» SUPPLIED ENTRIES
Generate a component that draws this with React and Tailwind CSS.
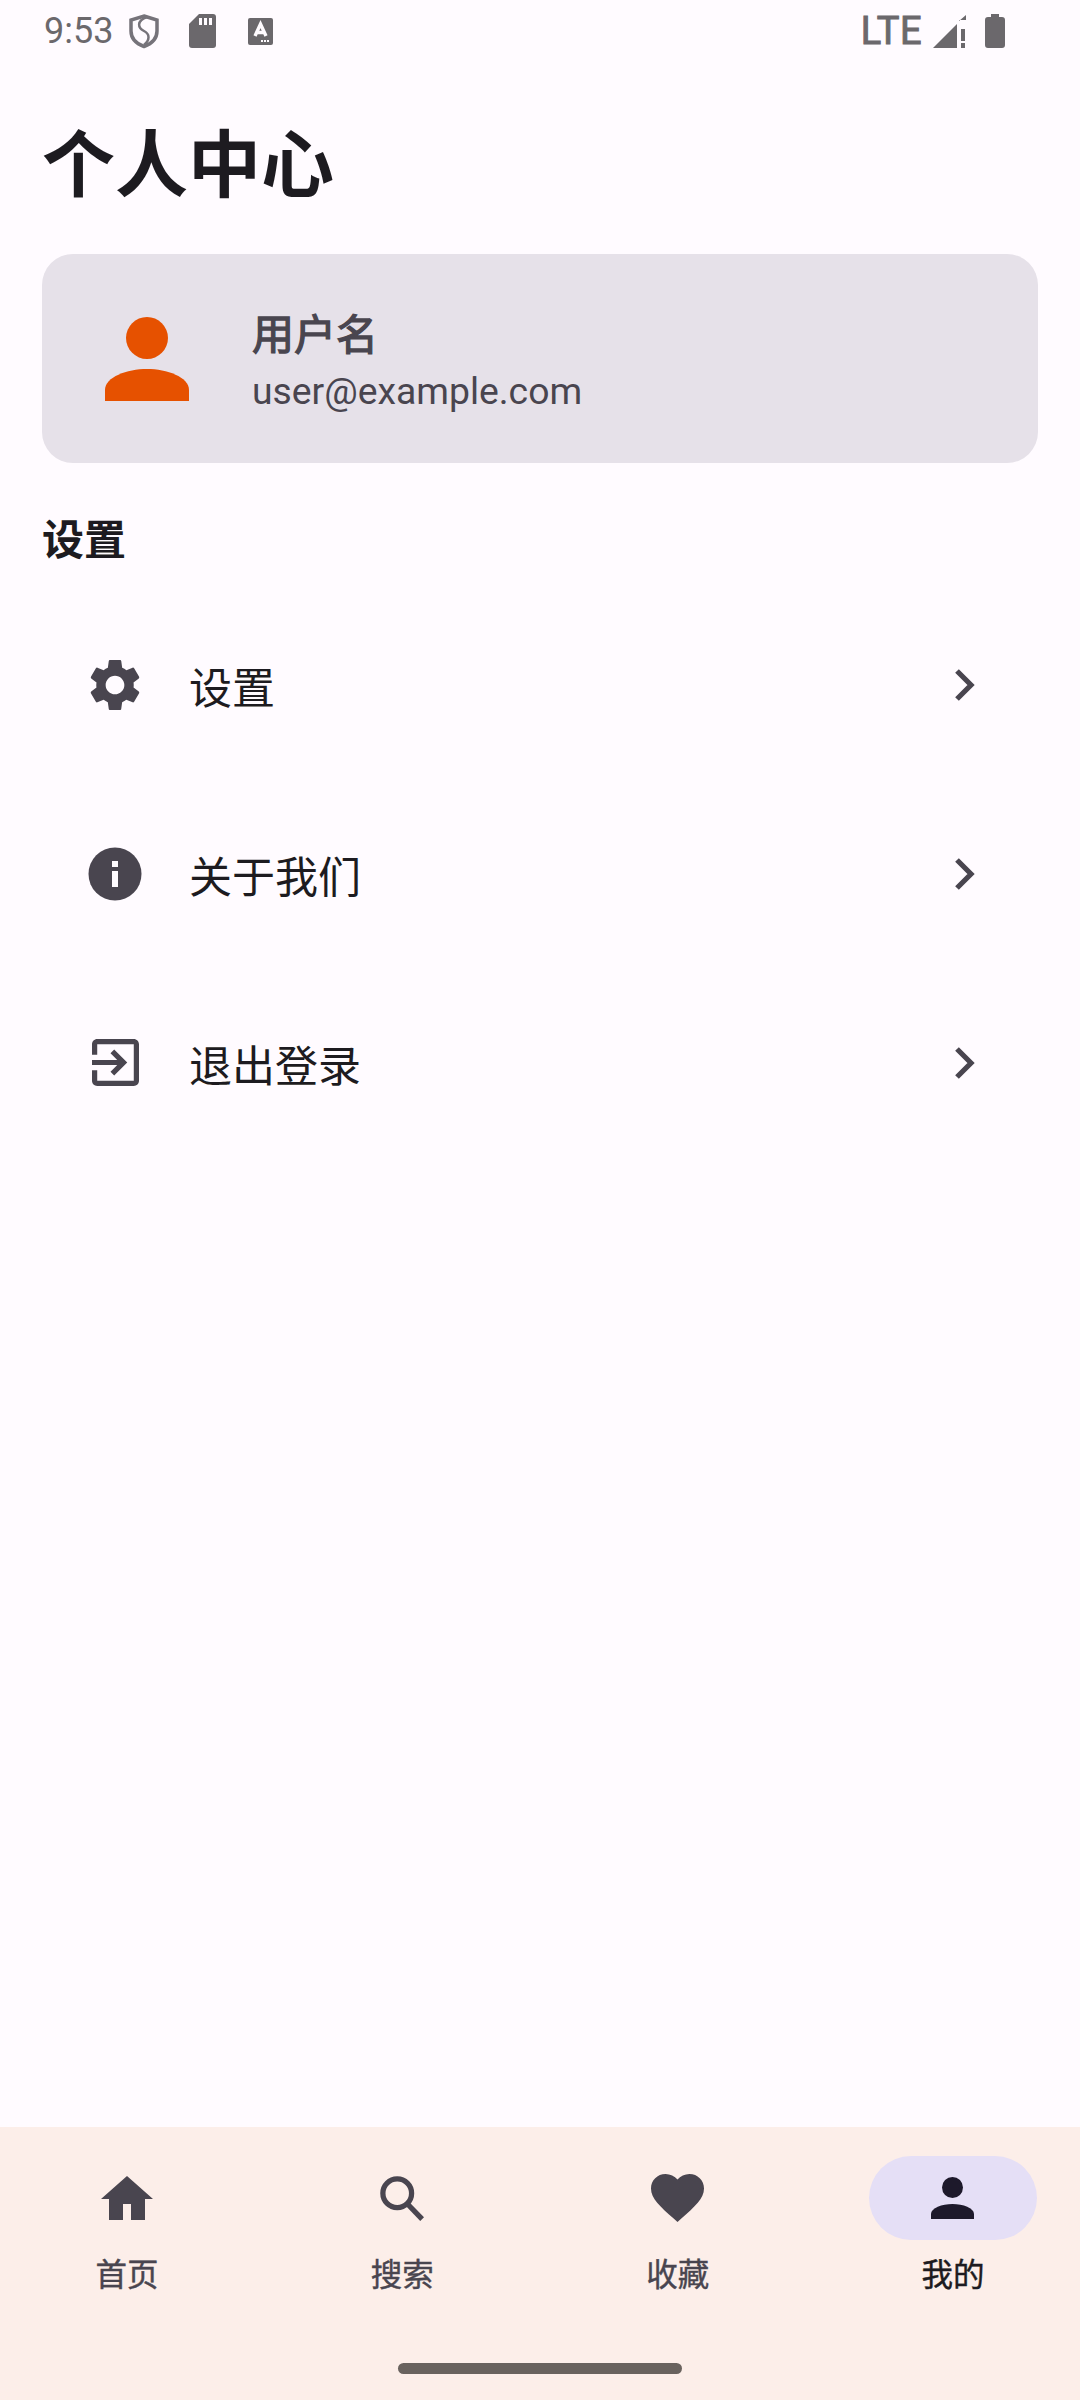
const F = { fontFamily: '"Roboto","Noto Sans CJK SC",sans-serif' };

function Chevron() {
  return (
    <svg width="22" height="34" viewBox="0 0 22 34" className="shrink-0">
      <path d="M3 3 L17 17 L3 31" fill="none" stroke="#49454f" strokeWidth="5.2" />
    </svg>
  );
}

function Gear() {
  return (
    <svg width="52" height="52" viewBox="2 2 20 20" fill="#49454f">
      <path d="M19.14 12.94c.04-.3.06-.61.06-.94 0-.32-.02-.64-.07-.94l2.03-1.58c.18-.14.23-.41.12-.61l-1.92-3.32c-.12-.22-.37-.29-.59-.22l-2.39.96c-.5-.38-1.03-.7-1.62-.94l-.36-2.54c-.04-.24-.24-.41-.48-.41h-3.84c-.24 0-.43.17-.47.41l-.36 2.54c-.59.24-1.13.57-1.62.94l-2.39-.96c-.22-.08-.47 0-.59.22L2.74 8.87c-.12.21-.08.47.12.61l2.03 1.58c-.05.3-.09.63-.09.94s.02.64.07.94l-2.03 1.58c-.18.14-.23.41-.12.61l1.92 3.32c.12.22.37.29.59.22l2.39-.96c.5.38 1.03.7 1.62.94l.36 2.54c.05.24.24.41.48.41h3.84c.24 0 .44-.17.47-.41l.36-2.54c.59-.24 1.13-.56 1.62-.94l2.39.96c.22.08.47 0 .59-.22l1.92-3.32c.12-.22.07-.47-.12-.61l-2.01-1.58zM12 15.6c-1.98 0-3.6-1.62-3.6-3.6s1.62-3.6 3.6-3.6 3.6 1.62 3.6 3.6-1.62 3.6-3.6 3.6z" />
    </svg>
  );
}

function Info() {
  return (
    <svg width="54" height="54" viewBox="0 0 54 54">
      <circle cx="27" cy="27" r="26.5" fill="#49454f" />
      <rect x="24" y="14" width="6" height="6" fill="#fffbff" />
      <rect x="24" y="24" width="6" height="16" fill="#fffbff" />
    </svg>
  );
}

function Exit() {
  return (
    <svg width="47" height="47" viewBox="3 3 18 18" fill="#49454f">
      <path d="M10.09 15.59 11.5 17l5-5-5-5-1.41 1.41L12.67 11H3v2h9.67l-2.58 2.59zM19 3H5c-1.11 0-2 .9-2 2v4h2V5h14v14H5v-4H3v4c0 1.1.89 2 2 2h14c1.1 0 2-.9 2-2V5c0-1.1-.9-2-2-2z" />
    </svg>
  );
}

function Home() {
  return (
    <svg width="52" height="44" viewBox="0 0 52 44" fill="#49454f">
      <path d="M26 0 L52 23 H44 V44 H30 V28 H22 V44 H8 V23 H0 Z" />
    </svg>
  );
}

function Search() {
  return (
    <svg width="45" height="45" viewBox="0 0 47 47" fill="none" stroke="#49454f">
      <circle cx="18" cy="18" r="15" strokeWidth="5.5" />
      <path d="M28.5 29 L44 45" strokeWidth="5.5" />
    </svg>
  );
}

function Heart() {
  return (
    <svg width="53" height="48" viewBox="2 3 20 18.35" fill="#49454f" preserveAspectRatio="none">
      <path d="m12 21.35-1.45-1.32C5.4 15.36 2 12.28 2 8.5 2 5.42 4.42 3 7.5 3c1.74 0 3.41.81 4.5 2.09C13.09 3.81 14.76 3 16.5 3 19.58 3 22 5.42 22 8.5c0 3.78-3.4 6.86-8.55 11.54L12 21.35z" />
    </svg>
  );
}

function Person() {
  return (
    <svg width="43" height="42" viewBox="0 0 43 42" fill="#1d192b">
      <circle cx="21.5" cy="10.5" r="10.5" />
      <path d="M0 42 V37 C0 31 11 27 21.5 27 S43 31 43 37 V42 Z" />
    </svg>
  );
}

function Avatar() {
  return (
    <svg width="84" height="84" viewBox="0 0 84 84" fill="#e65100">
      <circle cx="42" cy="21" r="21" />
      <path d="M0 84 V73 C0 60 22 52 42 52 S84 60 84 73 V84 Z" />
    </svg>
  );
}

function Row({ icon, label }) {
  return (
    <div className="flex items-center h-[189px] pl-[46px] pr-[62px]">
      <div className="w-[54px] h-[54px] shrink-0 flex items-center justify-center">{icon}</div>
      <div className="flex-1 ml-[47px] text-[43px] leading-[56px] text-[#1d1b20] mt-[9px]">{label}</div>
      <Chevron />
    </div>
  );
}

function NavItem({ icon, label, active }) {
  return (
    <div className="w-[168px] flex flex-col items-center">
      <div className={`w-[168px] h-[84px] rounded-full flex items-center justify-center ${active ? "bg-[#e5dff6]" : ""}`}>{icon}</div>
      <div className={`mt-[15px] text-[31.5px] leading-[42px] [-webkit-text-stroke:0.4px] ${active ? "text-[#1d1b20]" : "text-[#49454f]"}`}>{label}</div>
    </div>
  );
}

export default function App() {
  return (
    <div style={F} className="w-[1080px] h-[2400px] bg-[#fffbff] flex flex-col overflow-hidden">
      <div className="h-[62px] shrink-0 flex items-center justify-between pl-[44px] pr-[75px] text-[#6b686c]">
        <div className="flex items-center">
          <span className="text-[36px] leading-[40px]">9:53</span>
          <svg width="32" height="36" viewBox="0 0 32 36" className="ml-[15px]" fill="none" stroke="#76737a" strokeWidth="3.5">
            <path d="M16 3 L29 7 V18 C29 26 23 31 16 33.5 C9 31 3 26 3 18 V7 Z" />
            <path d="M19 4 C8 8 10 15 16 18 C22 21 22 27 16 32" strokeWidth="2.5" />
          </svg>
          <svg width="27" height="34" viewBox="0 0 27 34" className="ml-[29px]">
            <path d="M10 0 H24 Q27 0 27 3 V31 Q27 34 24 34 H3 Q0 34 0 31 V10 Z" fill="#6b686c" />
            <rect x="10" y="4" width="3" height="7" fill="#fffbff" />
            <rect x="15" y="4" width="3" height="7" fill="#fffbff" />
            <rect x="20" y="4" width="3" height="7" fill="#fffbff" />
          </svg>
          <svg width="25" height="27" viewBox="0 0 25 27" className="ml-[32px]">
            <rect width="25" height="27" rx="2" fill="#6b686c" />
            <path d="M7 18 L12.5 6 L18 18 M9 14.5 H16" fill="none" stroke="#fffbff" strokeWidth="3.4" />
            <rect x="13" y="22" width="2" height="2" fill="#fffbff" />
            <rect x="16" y="22" width="2" height="2" fill="#fffbff" />
            <rect x="19" y="22" width="2" height="2" fill="#fffbff" />
          </svg>
        </div>
        <div className="flex items-center">
          <span className="text-[38px] leading-[40px] tracking-[0.5px] [-webkit-text-stroke:1px]">LTE</span>
          <svg width="33" height="33" viewBox="0 0 33 33" className="ml-[11px]">
            <path d="M0 33 L24 9 V33 Z" fill="#6b686c" />
            <path d="M26 6 L33 0 V5 H26 Z" fill="#6b686c" />
            <rect x="28" y="14" width="4" height="12" fill="#6b686c" />
            <rect x="28" y="28" width="4" height="5" fill="#6b686c" />
          </svg>
          <svg width="20" height="34" viewBox="0 0 20 34" className="ml-[19px]">
            <path d="M6 0 H14 V3 H17 Q20 3 20 6 V31 Q20 34 17 34 H3 Q0 34 0 31 V6 Q0 3 3 3 H6 Z" fill="#6b686c" />
          </svg>
        </div>
      </div>

      <div className="flex-1 flex flex-col px-[42px]">
        <h1 className="mt-[62px] text-[73px] leading-[84px] font-bold text-[#1d1b20]">个人中心</h1>
        <div className="mt-[46px] h-[209px] rounded-[31px] bg-[#e6e1e9] flex items-center pl-[63px]">
          <Avatar />
          <div className="ml-[63px] pt-[7px] flex flex-col">
            <div className="text-[42px] leading-[52px] [-webkit-text-stroke:1.3px] text-[#49454f]">用户名</div>
            <div className="mt-[5px] text-[37.3px] leading-[48px] text-[#49454f]">user@example.com</div>
          </div>
        </div>
        <h2 className="mt-[50px] text-[42px] leading-[56px] font-bold text-[#1d1b20]">设置</h2>
        <div className="mt-[21px]">
          <Row icon={<Gear />} label="设置" />
          <Row icon={<Info />} label="关于我们" />
          <Row icon={<Exit />} label="退出登录" />
        </div>
      </div>

      <div className="h-[273px] shrink-0 bg-[#fceee9] flex flex-col">
        <div className="mt-[29px] flex justify-between px-[43px]">
          <NavItem icon={<Home />} label="首页" />
          <NavItem icon={<Search />} label="搜索" />
          <NavItem icon={<Heart />} label="收藏" />
          <NavItem icon={<Person />} label="我的" active />
        </div>
        <div className="mt-[66px] self-center w-[284px] h-[11px] rounded-full bg-[#69625e]" />
      </div>
    </div>
  );
}
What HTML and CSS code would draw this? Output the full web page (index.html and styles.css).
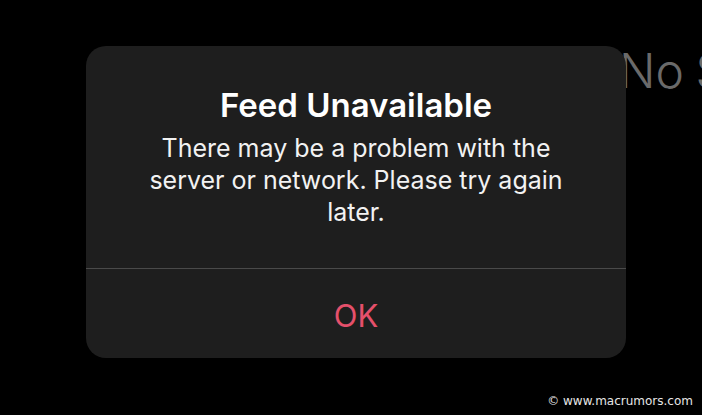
FILE: index.html
```html
<!DOCTYPE html>
<html lang="en">
<head>
    <meta charset="UTF-8">
    <meta name="viewport" content="width=device-width, initial-scale=1.0">
    <title>Feed Unavailable</title>
    <link rel="stylesheet" href="styles.css">
</head>
<body>
    <div class="screen">
        <div class="backdrop-title">No Stories</div>

        <div class="alert">
            <div class="alert-body">
                <h2>Feed Unavailable</h2>
                <p>There may be a problem with the server or network. Please try again later.</p>
            </div>
            <button class="alert-button">OK</button>
        </div>

        <div class="credit">© www.macrumors.com</div>
    </div>
</body>
</html>
```

FILE: styles.css
```css
body {
    margin: 0;
    padding: 0;
    background-color: #000;
    font-family: Inter, "Open Sans", sans-serif;
    overflow: hidden;
}

.screen {
    position: relative;
    width: 702px;
    height: 415px;
    padding: 46px 0 0 86px;
    box-sizing: border-box;
    overflow: hidden;
}

/* text of the page sitting under the alert */
.backdrop-title {
    position: absolute;
    left: 619px;
    top: 41px;
    font-size: 48px;
    font-weight: 300;
    word-spacing: -2px;
    color: #6a6a6a;
    white-space: nowrap;
}

.alert {
    position: relative;
    width: 540px;
    height: 312px;
    background-color: #1e1e1e;
    border-radius: 20px;
    display: flex;
    flex-direction: column;
    overflow: hidden;
}

.alert-body {
    height: 223px;
    border-bottom: 1px solid #4a4a4a;
    padding: 39px 50px 0;
    box-sizing: border-box;
    text-align: center;
}

.alert-body h2 {
    margin: 0 0 7px;
    font-size: 33px;
    font-weight: 600;
    color: #fff;
    line-height: 40px;
}

.alert-body p {
    margin: 0;
    font-size: 25px;
    line-height: 32px;
    color: #f2f2f2;
}

.alert-button {
    flex: 1;
    background: none;
    border: none;
    font-family: inherit;
    font-size: 31px;
    color: #e5506b;
    padding: 4px 0 0;
}

.credit {
    position: absolute;
    right: 9px;
    bottom: 7px;
    font-family: "DejaVu Sans", sans-serif;
    font-size: 12px;
    color: #e6e6e6;
}
```
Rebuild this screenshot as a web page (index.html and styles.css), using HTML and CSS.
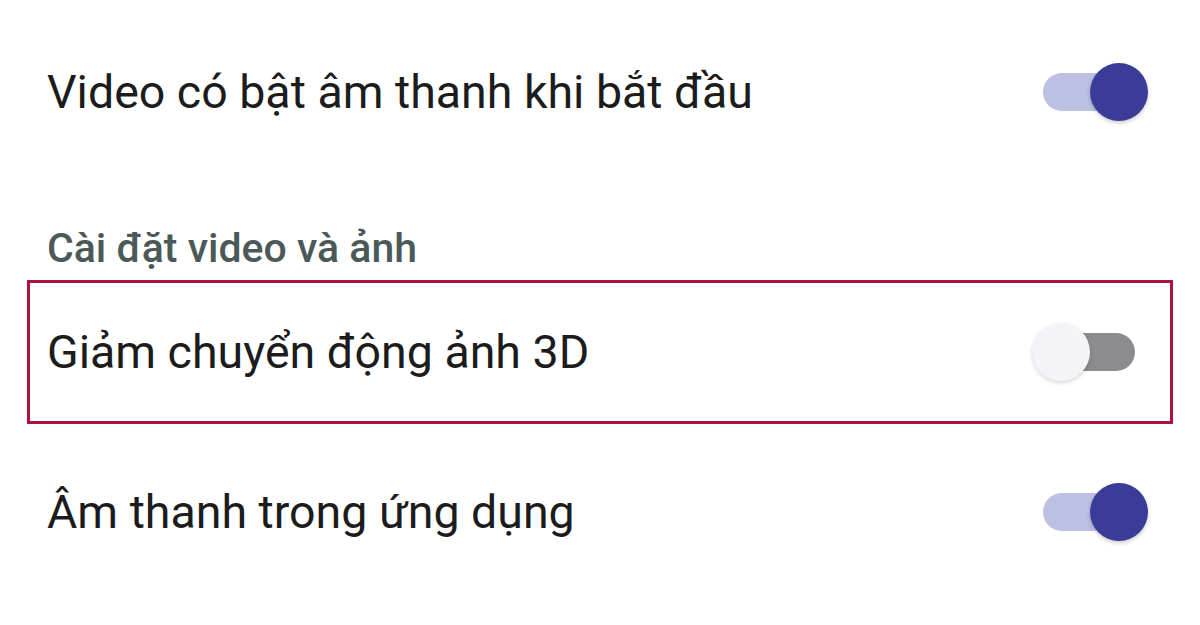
FILE: index.html
```html
<!DOCTYPE html>
<html lang="vi">
<head>
  <meta charset="UTF-8" />
  <title>Cài đặt</title>
  <link rel="stylesheet" href="styles.css">
</head>
<body>
  <div class="settings">
    <div class="row row-first">
      <span class="label">Video có bật âm thanh khi bắt đầu</span>
      <div class="toggle on"><span class="track"></span><span class="knob"></span></div>
    </div>

    <div class="section-title">Cài đặt video và ảnh</div>

    <div class="row row-boxed">
      <span class="label">Giảm chuyển động ảnh 3D</span>
      <div class="toggle"><span class="track"></span><span class="knob"></span></div>
    </div>

    <div class="row row-last">
      <span class="label">Âm thanh trong ứng dụng</span>
      <div class="toggle on"><span class="track"></span><span class="knob"></span></div>
    </div>
  </div>
</body>
</html>
```

FILE: styles.css
```css
* { box-sizing: border-box; }
body {
  margin: 0; padding: 0;
  background: #fff;
  font-family: Roboto, "Noto Sans", sans-serif;
  color: #1c1c1c;
  overflow: hidden;
}
.settings {
  display: flex; flex-direction: column;
  width: 1200px;
}
.row {
  display: flex; align-items: center; justify-content: space-between;
  padding: 0 52px 0 47px;
}
.row-first { height: 184px; }
.row-last { height: 176px; }
.row-boxed {
  height: 144px;
  margin: 0 27px;
  padding: 0 22px 0 17px;
  border: 3px solid #a8143f;
}
.label {
  font-size: 46.5px; line-height: 56px;
}
.section-title {
  padding: 40px 47px 8px;
  font-size: 41px; line-height: 48px;
  font-weight: 500;
  color: #4b5a58;
}
.toggle {
  position: relative;
  width: 116px; height: 58px;
  flex: none;
}
.toggle .track {
  position: absolute; left: 11px; top: 10px;
  width: 92px; height: 38px;
  border-radius: 19px;
  background: #8b8b90;
}
.toggle .knob {
  position: absolute; left: 0; top: 0;
  width: 58px; height: 58px;
  border-radius: 50%;
  background: #f4f4f8;
  box-shadow: 0 2px 4px rgba(0,0,0,0.15);
}
.toggle.on .track { background: #bcc0e2; }
.toggle.on .knob {
  left: 58px;
  background: #3a3c98;
  box-shadow: 0 2px 4px rgba(0,0,0,0.2);
}
```
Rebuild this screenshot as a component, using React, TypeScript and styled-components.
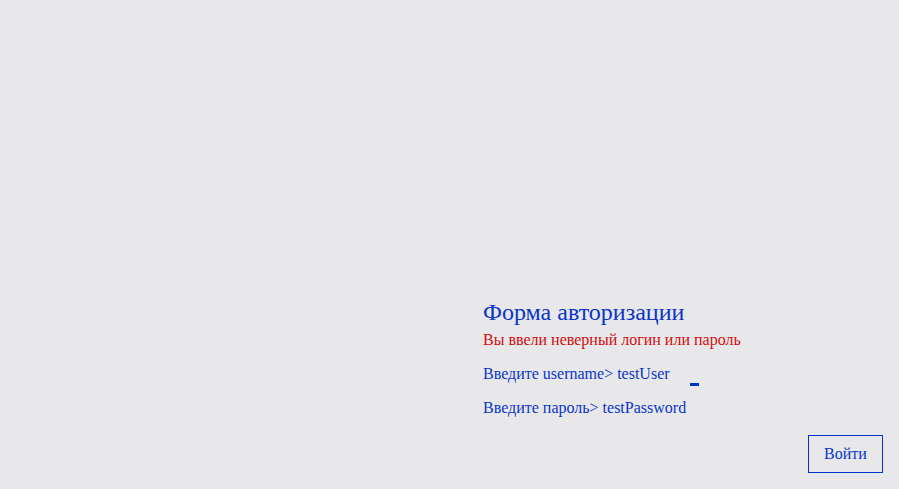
import { createGlobalStyle, styled } from "styled-components";

const GlobalStyle = createGlobalStyle`
  html, body {
    margin: 0;
    padding: 0;
    background: #e8e8ea;
  }
  body {
    font-family: "Liberation Serif", "Times New Roman", serif;
  }
`;

const Page = styled.div`
  min-height: 100vh;
  box-sizing: border-box;
  padding: 16px;
  display: flex;
  flex-direction: column;
  justify-content: flex-end;
`;

const Form = styled.form`
  margin-left: 467px;
  display: flex;
  flex-direction: column;
`;

const Title = styled.h1`
  margin: 0;
  font-size: 24px;
  line-height: 28px;
  font-weight: normal;
  color: #0a35c8;
`;

const Error = styled.div`
  margin-top: 5px;
  font-size: 16px;
  line-height: 18px;
  color: #d20d0d;
`;

const Prompt = styled.div`
  margin-top: 16px;
  font-size: 16px;
  line-height: 18px;
  color: #0a35c8;
  white-space: pre;
`;

const Cursor = styled.span`
  display: inline-block;
  width: 9px;
  height: 3px;
  margin-left: 20px;
  vertical-align: -4px;
  transform: translateY(3px);
  background: #0033cc;
`;

const Actions = styled.div`
  display: flex;
  justify-content: flex-end;
  margin-top: 18px;
`;

const Button = styled.button`
  width: 75px;
  height: 38px;
  padding: 0;
  background: transparent;
  border: 1px solid #0033cc;
  border-radius: 0;
  font-family: "Liberation Serif", "Times New Roman", serif;
  font-size: 16px;
  color: #0a35c8;
  cursor: pointer;
`;

export default function App() {
  return (
    <>
      <GlobalStyle />
      <Page>
        <Form onSubmit={(e) => e.preventDefault()}>
          <Title>Форма авторизации</Title>
          <Error>Вы ввели неверный логин или пароль</Error>
          <Prompt>
            Введите username&gt; testUser
            <Cursor />
          </Prompt>
          <Prompt>Введите пароль&gt; testPassword</Prompt>
        </Form>
        <Actions>
          <Button type="button">Войти</Button>
        </Actions>
      </Page>
    </>
  );
}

» TASK REQUIREMENTS
Filter the entries down to the lines containing "with". Copy each of those lines.

» FINISHED EXERCISE
Generate a component that draws this with React and Tailwind CSS.
                <p>There may be a problem with the server or network. Please try again later.</p>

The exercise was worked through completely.